One fine day, Shame je invited my for lunch after my work and then she gifted me her book called as: Psychlinis: a story of mental health. She warned me about the book. I came home and after dinner, I started reading the book. I read it till three in the night, then dozed off, dreaming about the book I was reading. The next day I finished the book. I was confronted with so many thoughts, feelings of love, compassion, pride, trust, fight, perseverance, anger, determination, diligence, endurance and much more.

For the first time I realized how hard, difficult, tough and absolutely impossible situations you can be in and are and can be confronted with too. But to fight that and to come out as an absolute winner and more, needs guts. My admiration for her and her family rose to an altogether another level. But as I wrote earlier, there was something about this family, non-conventional. I think it needs real guts to do, what she and they did.

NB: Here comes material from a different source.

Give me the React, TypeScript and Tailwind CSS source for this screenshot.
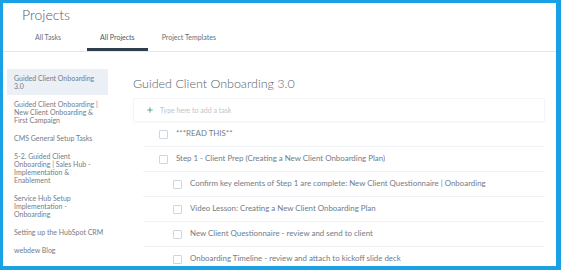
import { Plus } from "lucide-react"

const projects = [
  { lines: ["Guided Client Onboarding", "3.0"], active: true },
  { lines: ["Guided Client Onboarding |", "New Client Onboarding &", "First Campaign"] },
  { lines: ["CMS General Setup Tasks"] },
  { lines: ["5-2. Guided Client", "Onboarding | Sales Hub -", "Implementation &", "Enablement"] },
  { lines: ["Service Hub Setup", "Implementation -", "Onboarding"] },
  { lines: ["Setting up the HubSpot CRM"] },
  { lines: ["webdew Blog"] },
]

const tasks = [
  { title: "***READ THIS**", level: 1 },
  { title: "Step 1 - Client Prep (Creating a New Client Onboarding Plan)", level: 1 },
  { title: "Confirm key elements of Step 1 are complete: New Client Questionnaire | Onboarding Timeline", level: 2 },
  { title: "Video Lesson: Creating a New Client Onboarding Plan", level: 2 },
  { title: "New Client Questionnaire - review and send to client", level: 2 },
  { title: "Onboarding Timeline - review and attach to kickoff slide deck", level: 2 },
]

export default function App() {
  return (
    <div
      className="w-[561px] h-[270px] overflow-hidden bg-[#1aa0e4] pl-[3px] pt-[3px] pr-[5px] pb-[4px]"
      style={{ fontFamily: "Lato, 'Open Sans', sans-serif" }}
    >
      <div className="h-full bg-white flex flex-col overflow-hidden">
        {/* Header */}
        <div className="border-b border-[#e3e8ee]">
          <h1 className="pl-[19px] pt-[3px] text-[14px] leading-[17px] font-light text-[#4d5b69]">Projects</h1>
          <div className="flex pl-[19px] mt-[10px]">
            <div className="px-[13px] pb-[6px] text-[7px] leading-[9px] text-[#66727e] border-b-[3px] border-transparent">All Tasks</div>
            <div className="ml-[13px] px-[13px] pb-[6px] text-[7px] leading-[9px] text-[#4d5a67] border-b-[3px] border-[#2f3e4d]">All Projects</div>
            <div className="ml-[1px] px-[13px] pb-[6px] text-[7px] leading-[9px] text-[#66727e] border-b-[3px] border-transparent">Project Templates</div>
          </div>
        </div>

        <div className="flex flex-1 min-h-0">
          {/* Sidebar */}
          <div className="w-[130px] shrink-0 pt-[17px] pl-[4px]">
            {projects.map((p) => (
              <div
                key={p.lines.join(" ")}
                className={`w-[101px] pl-[7px] py-[5px] text-[7px] leading-[8px] text-[#727d89] ${p.active ? "bg-[#eaf0f6]" : ""}`}
              >
                {p.lines.map((l) => (
                  <div key={l} className="whitespace-nowrap">{l}</div>
                ))}
              </div>
            ))}
          </div>

          {/* Main */}
          <div className="flex-1 min-w-0 pt-[24px] pr-[11px]">
            <h2 className="text-[12.5px] leading-[16px] font-light text-[#56636f]">Guided Client Onboarding 3.0</h2>
            <div className="mt-[6px] h-[24px] flex items-center pl-[12px] border border-[#f3f5f7] shadow-[0_1px_2px_rgba(0,0,0,0.03)]">
              <Plus className="w-[8px] h-[8px] text-[#3a9c80]" strokeWidth={2.5} />
              <span className="ml-[6px] text-[7px] text-[#bcc5ce]">Type here to add a task</span>
            </div>
            <div className="ml-[10px]">
              {tasks.map((t) => (
                <div
                  key={t.title}
                  className={`h-[25px] flex items-center pr-[58px] border-b border-[#f0f2f5] ${t.level === 1 ? "pl-[16px]" : "pl-[30px]"}`}
                >
                  <div className="w-[9px] h-[9px] shrink-0 border border-[#cfd6de] rounded-[1px] bg-white" />
                  <span className="ml-[8px] min-w-0 text-[7.9px] text-[#707c88] whitespace-nowrap overflow-hidden">{t.title}</span>
                </div>
              ))}
            </div>
          </div>
        </div>
      </div>
    </div>
  )
}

Her book was an absolute eye opener for me. Mental health is a big taboo topic back home. Now at least people are talking about that through movies. Some known people are coming out and talking about their mental health as well. But still to be accepting mental health as a real health issue, I think we have a very long way to go. But if you want to understand the struggles of people going through mental health. I would very strongly suggest you pick up this book and read it.

I absolutely had a real honor reading this book and I think she was and still is a real fighting soldier, every single day.

We meet often over lunch, teas, talk about sewing, cooking and about everything in life. She is real good with words, which you will know after reading the book and she is super creative with her hands too. My lovely Tea-cozy and a tray mat was gifted by her on my birthday and at the moment she is doing two big projects on patch work bed covers.

Shama je, I thank you for trusting me and its an honor and privilege to know you. Keep well and keep making yours and others life colorful with those appliques. You can follow her applique page on Instagram as : Colored pieces.

This has been more than long overdue, I wish you a very happy birthday! More power to you, Amen.